Beyond the Trans-Atlantic: On Japanese Reception of Caribbean Thought

 

By Takeshi Morisato

 

Our study of world literatures and non-western philosophies can be quite Eurocentric and colonial, especially when we read these traditions in western academia. This is partly because our framework of investigation is often mediated through the bounds of European languages. In western-style universities (which also exist outside the UK or Europe), we also represent the “few and rare,” the minoritized professor in a sea of white. In such environments, our research and teaching too often feels as if we are condemning a plethora of world intellectual traditions and their beautifully diverse cultures to an early mass “grave.” [1] After all, we are still talking about this in English as academics with qualifications from western higher institutions in which Caribbean, African, or Japanese philosophical traditions are not recognized as legitimate forms of thought in the domain of academic philosophy or literature.

Even if we offer one or two courses on these topics as a minor exception, we tend to read Caribbean or Japanese texts in a way that makes most sense to ourselves within the bounds of the Anglophone-European imaginary. It is not possible for a single academic to teach the whole history of European philosophy but we all structurally assume that it can be done for Africana or Asian philosophy. Our job is always already assumed to be that of making our intellectual traditions palpable to the Anglophone and European audience.

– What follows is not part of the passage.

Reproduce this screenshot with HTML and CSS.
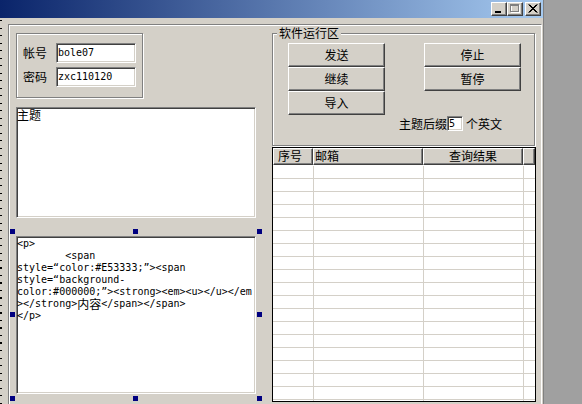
FILE: index.html
```html
<!DOCTYPE html>
<html>
<head>
<meta charset="utf-8">
<link rel="stylesheet" href="styles.css">
</head>
<body>
<div class="window">
  <div class="titlebar">
    <span class="cbtn"><svg width="14" height="12" viewBox="0 0 14 12"><rect x="3" y="8" width="6" height="2" fill="#000"/></svg></span>
    <span class="cbtn max"><svg width="14" height="12" viewBox="0 0 14 12"><rect x="3.5" y="2.5" width="8" height="7" fill="none" stroke="#fff"/><rect x="2.5" y="1.5" width="8" height="7" fill="none" stroke="#808080"/><rect x="2" y="1" width="9" height="2" fill="#808080"/></svg></span>
    <span class="cbtn"><svg width="14" height="12" viewBox="0 0 14 12"><path d="M2.5 1.5 L10.5 9.5 M3.5 1.5 L11.5 9.5 M10.5 1.5 L2.5 9.5 M11.5 1.5 L3.5 9.5" stroke="#000" stroke-width="1" fill="none"/></svg></span>
  </div>
  <div class="client">
    <div class="gutter"></div>
    <div class="form">
      <div class="left">
        <div class="login etched">
          <div class="row"><span class="lbl">帐号</span><div class="edit">bole07</div></div>
          <div class="row"><span class="lbl">密码</span><div class="edit">zxc110120</div></div>
        </div>
        <div class="memo subject">主题</div>
        <div class="selwrap">
          <div class="memo content"><div class="ln">&lt;p&gt;</div><div class="ln">        &lt;span</div><div class="ln">style=“color:#E53333;”&gt;&lt;span</div><div class="ln">style=“background-</div><div class="ln">color:#000000;”&gt;&lt;strong&gt;&lt;em&gt;&lt;u&gt;&lt;/u&gt;&lt;/em</div><div class="ln">&gt;&lt;/strong&gt;<span class="cjk">内容</span>&lt;/span&gt;&lt;/span&gt;</div><div class="ln">&lt;/p&gt;</div></div>
          <span class="h h-tl"></span><span class="h h-tc"></span><span class="h h-tr"></span>
          <span class="h h-ml"></span><span class="h h-mr"></span>
          <span class="h h-bl"></span><span class="h h-bc"></span><span class="h h-br"></span>
        </div>
      </div>
      <div class="right">
        <div class="group etched">
          <span class="legend">软件运行区</span>
          <div class="btns">
            <div class="btn">发送</div>
            <div class="btn">停止</div>
            <div class="btn">继续</div>
            <div class="btn">暂停</div>
            <div class="btn">导入</div>
          </div>
          <div class="suffix">
            <span class="slbl">主题后缀</span><div class="sedit">5</div><span class="safter">个英文</span>
          </div>
        </div>
        <div class="tbl">
          <div class="thead">
            <div class="th th1">序号</div>
            <div class="th th2">邮箱</div>
            <div class="th th3">查询结果</div>
            <div class="th"></div>
          </div>
          <div class="tbody">
            <div class="tr"><i></i><i></i><i></i><i></i></div>
            <div class="tr"><i></i><i></i><i></i><i></i></div>
            <div class="tr"><i></i><i></i><i></i><i></i></div>
            <div class="tr"><i></i><i></i><i></i><i></i></div>
            <div class="tr"><i></i><i></i><i></i><i></i></div>
            <div class="tr"><i></i><i></i><i></i><i></i></div>
            <div class="tr"><i></i><i></i><i></i><i></i></div>
            <div class="tr"><i></i><i></i><i></i><i></i></div>
            <div class="tr"><i></i><i></i><i></i><i></i></div>
            <div class="tr"><i></i><i></i><i></i><i></i></div>
            <div class="tr"><i></i><i></i><i></i><i></i></div>
            <div class="tr"><i></i><i></i><i></i><i></i></div>
            <div class="tr"><i></i><i></i><i></i><i></i></div>
            <div class="tr"><i></i><i></i><i></i><i></i></div>
            <div class="tr"><i></i><i></i><i></i><i></i></div>
            <div class="tr"><i></i><i></i><i></i><i></i></div>
            <div class="tr"><i></i><i></i><i></i><i></i></div>
            <div class="tr"><i></i><i></i><i></i><i></i></div>
            <div class="tr"><i></i><i></i><i></i><i></i></div>
          </div>
        </div>
      </div>
    </div>
  </div>
</div>
</body>
</html>
```
FILE: styles.css
```css
html, body {
  margin: 0;
  padding: 0;
}
body {
  background: #a0a0a0;
  font-family: "Noto Sans CJK SC", "Liberation Sans", sans-serif;
  font-size: 12px;
  color: #000;
}
.window {
  width: 544px;
  height: 404px;
  box-sizing: border-box;
  border-right: 1px solid #808080;
  background: #d4d0c8;
  overflow: hidden;
  display: flex;
  flex-direction: column;
}
.titlebar {
  flex: none;
  height: 18px;
  box-sizing: border-box;
  padding: 2px 2px 0 0;
  background: linear-gradient(to right, #0a246a, #a6caf0);
  display: flex;
  justify-content: flex-end;
  align-items: flex-start;
}
.cbtn {
  width: 16px;
  height: 14px;
  box-sizing: border-box;
  background: #d4d0c8;
  border: 1px solid;
  border-color: #fff #404040 #404040 #fff;
  box-shadow: inset -1px -1px #808080;
  display: block;
}
.cbtn svg {
  display: block;
}
.cbtn.max {
  margin-right: 2px;
}
.client {
  flex: 1;
  display: flex;
  padding: 6px 1px 0 0;
  min-height: 0;
}
.gutter {
  flex: none;
  width: 8px;
  margin-top: -6px;
  background-image: repeating-linear-gradient(to bottom, #000 0 1px, transparent 1px 7.5px);
  background-size: 2px 100%;
  background-repeat: no-repeat;
  background-position: 0 2px;
}
.form {
  flex: 1;
  display: flex;
  gap: 16px;
  padding: 8px 0 0 7px;
  border-top: 1px solid #808080;
  border-left: 1px solid #808080;
  border-right: 1px solid #fff;
  box-shadow: inset 1px 1px #fff;
}
.etched {
  border: 1px solid #808080;
  box-shadow: inset 1px 1px #fff, 1px 1px #fff;
}
.left {
  width: 240px;
  flex: none;
  display: flex;
  flex-direction: column;
}
.login {
  width: 127px;
  height: 65px;
  box-sizing: border-box;
  padding: 9px 0 0 6px;
  display: flex;
  flex-direction: column;
  gap: 4px;
}
.row {
  display: flex;
  align-items: center;
  height: 20px;
}
.lbl {
  width: 24px;
  margin-right: 9px;
  line-height: 14px;
  white-space: nowrap;
}
.edit, .sedit, .memo {
  background: #fff;
  box-sizing: border-box;
  border: 1px solid;
  border-color: #808080 #fff #fff #808080;
  box-shadow: inset 1px 1px #404040, inset -1px -1px #d4d0c8;
}
.edit {
  width: 80px;
  height: 20px;
  padding-left: 1px;
  font: 10px/18px "DejaVu Sans Mono", "Liberation Mono", monospace;
}
.subject {
  margin-top: 9px;
  height: 111px;
  line-height: 14px;
}
.selwrap {
  position: relative;
  margin-top: 18px;
}
.content {
  height: 158px;
  padding: 1px 0 0 0;
  font: 10px/12px "DejaVu Sans Mono", "Liberation Mono", monospace;
  overflow: hidden;
}
.ln {
  height: 12px;
  white-space: pre;
  display: flex;
  align-items: center;
}
.cjk {
  font-family: "Noto Sans CJK SC", sans-serif;
  font-size: 12px;
  line-height: 12px;
}
.h {
  position: absolute;
  width: 5px;
  height: 5px;
  background: #000080;
}
.h-tl, .h-tc, .h-tr { top: -7px; }
.h-ml, .h-mr { top: 76px; }
.h-bl, .h-bc, .h-br { top: 160px; }
.h-tl, .h-ml, .h-bl { left: -6px; }
.h-tc, .h-bc { left: 117px; }
.h-tr, .h-mr, .h-br { left: 241px; }
.right {
  width: 264px;
  flex: none;
  display: flex;
  flex-direction: column;
}
.group {
  position: relative;
  width: 263px;
  height: 113px;
  box-sizing: border-box;
  padding: 9px 0 0 15px;
}
.legend {
  position: absolute;
  top: -8px;
  left: 4px;
  padding: 0 2px;
  background: #d4d0c8;
  line-height: 14px;
}
.btns {
  display: grid;
  grid-template-columns: 97px 97px;
  column-gap: 39px;
  grid-auto-rows: 24px;
}
.btn {
  box-sizing: border-box;
  background: #d4d0c8;
  border: 1px solid;
  border-color: #fff #404040 #404040 #fff;
  box-shadow: inset -1px -1px #808080;
  display: flex;
  align-items: center;
  justify-content: center;
  line-height: 14px;
}
.suffix {
  display: flex;
  align-items: center;
  height: 15px;
  margin: 1px 0 0 111px;
}
.slbl {
  width: 48px;
  white-space: nowrap;
  line-height: 14px;
}
.sedit {
  width: 16px;
  height: 15px;
  padding-left: 1px;
  font: 10px/13px "DejaVu Sans Mono", "Liberation Mono", monospace;
}
.safter {
  margin-left: 3px;
  line-height: 14px;
}
.tbl {
  margin-top: 1px;
  height: 255px;
  box-sizing: border-box;
  border: 1px solid #000;
  background: #fff;
  overflow: hidden;
}
.thead, .tr {
  display: grid;
  grid-template-columns: 40px 110px 100px 12px;
}
.thead {
  height: 17px;
}
.th {
  box-sizing: border-box;
  background: #d4d0c8;
  border: 1px solid;
  border-color: #fff #404040 #404040 #fff;
  box-shadow: inset -1px -1px #808080;
  line-height: 14px;
  white-space: nowrap;
  overflow: hidden;
}
.th1 { padding-left: 4px; }
.th2 { padding-left: 1px; }
.th3 { text-align: center; }
.tbody {
  padding-top: 1px;
}
.tr {
  height: 13px;
}
.tr i {
  box-sizing: border-box;
  border-bottom: 1px solid #d4d0c8;
}
.tr i + i {
  border-left: 1px solid #d4d0c8;
}
```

The solution to this problem is usually considered to be impossible. Overall, this results in what Tommy Curry in “On Derelict and Method” calls “epistemic convergence” — that is, a reductive reading of non-western philosophies through the eyes of western philosophy in an obsessive quest for affirmation. In the case of Japanese philosophy, this generally comes from intellectuals who do not even know the basic writing system of the Japanese language. It is almost always the case that they have never been to Japan. (Even if they have, this consists of only a week or less in Tokyo, Kyoto, and Osaka for tourism.) They do not really know how intellectuals in these archipelagos conduct their scholarship within their own intellectual traditions.

In the case of the Caribbean, the situation is more complicated because many islands still suffer from a residual structure of colonial knowledge production where they are not afforded the ability to learn their own intellectual traditions let alone experience regional solidarity from across the islands and their language groups. For instance, in my Asian philosophy course, one of my former students comes from Turks and Caicos while another one hails from Curaçao. Both complained about their education being “quite European,” noting that their regional histories were not consistently or systematically taught across the different islands. However, going to the Caribbean (especially to Turks and Caicos today) does not necessarily guarantee that one could obtain knowledge of those histories, philosophy, and literature.

[Nakamura Takayuki (co-translated), Le Discourse antíllais Book Cover, 2024]

No philosophy department in the United Kingdom will invest more than one position for a study of Africana philosophy. In such an academic system, most do not even understand the complex contour of Caribbean philosophy beyond that of négritude. We might have one political theorist reading Fanon or Du Bois at the department of political science, but it is very unlikely that they would be reading Glissant (and there is no space for Raphaël Confiant, Jean Bernabé, Suzanne Césaire, Patrick Chamoiseau, or Sylvia Wynter). Moreover, there are only a few departments that will ever think about hiring more than one world philosophies specialist regardless of the fact that the world is much wider than Europe. Most western-style programs in English literature cannot possibly pluralize themselves into “Literatures in English” as the University of West Indies has done since 1994. They usually consist of people specializing in white British or American literatures.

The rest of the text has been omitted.